How Much House Can You Afford?
When a loan officer prequalifies you, he works backwards to figure your maximum mortgage amount. You can do the same thing. The first step is to determine your monthly income. It isn't quite as easy as it sounds. Lenders only count income they can document through paperwork.
If you are a salaried employee, and don't earn bonuses, it's easy. Get out your paycheck. If you get paid twice a month, multiply by two. If you are paid every two weeks, then you multiply by 26 (the number of pay periods in a year) and divide by twelve. Unless you're a teacher. Teachers don't always work year round and they have special rules.
If you are an hourly employee who works a straight forty hours a week and don't earn overtime income, then it's easy, too. Look at your paycheck, multiply your hourly rate by 40, multiply that total by 52, then divide by twelve.
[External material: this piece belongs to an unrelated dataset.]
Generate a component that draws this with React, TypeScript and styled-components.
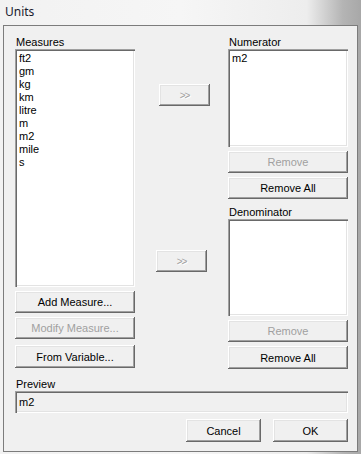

If you earn overtime, bonuses, or commissions -- it isn't as easy. Lenders don't give you credit for what you are currently earning. They average your income from those sources over the last two years, then add that to your regular salary or hourly monthly income. If you want a shortcut that is usually close, get out your W2 forms for the last two years. Add them together and divide by twenty-four. That is your monthly income.
If you are a teacher, a nurse, a seasonal employee, in construction, or earn only part-time income -- you can use that shortcut, too. Add the figures from your last two years W2's, then divide by 24. It generally gets you close.
If you are self-employed or receive 1099 income, then you need a two-year track record. Lenders go by what you declare to the IRS as income, since that is documentable. Since some self-employed people overstate their expenses, this may understate your income. Look at the Schedule C of your tax returns for the last two years and the number at the bottom that says "profit" is your annual income. You can add any depreciation to that figure. Add them together and divide by twenty-four.
There are variations and exceptions (like those who own their own corporations) but the above should cover most people.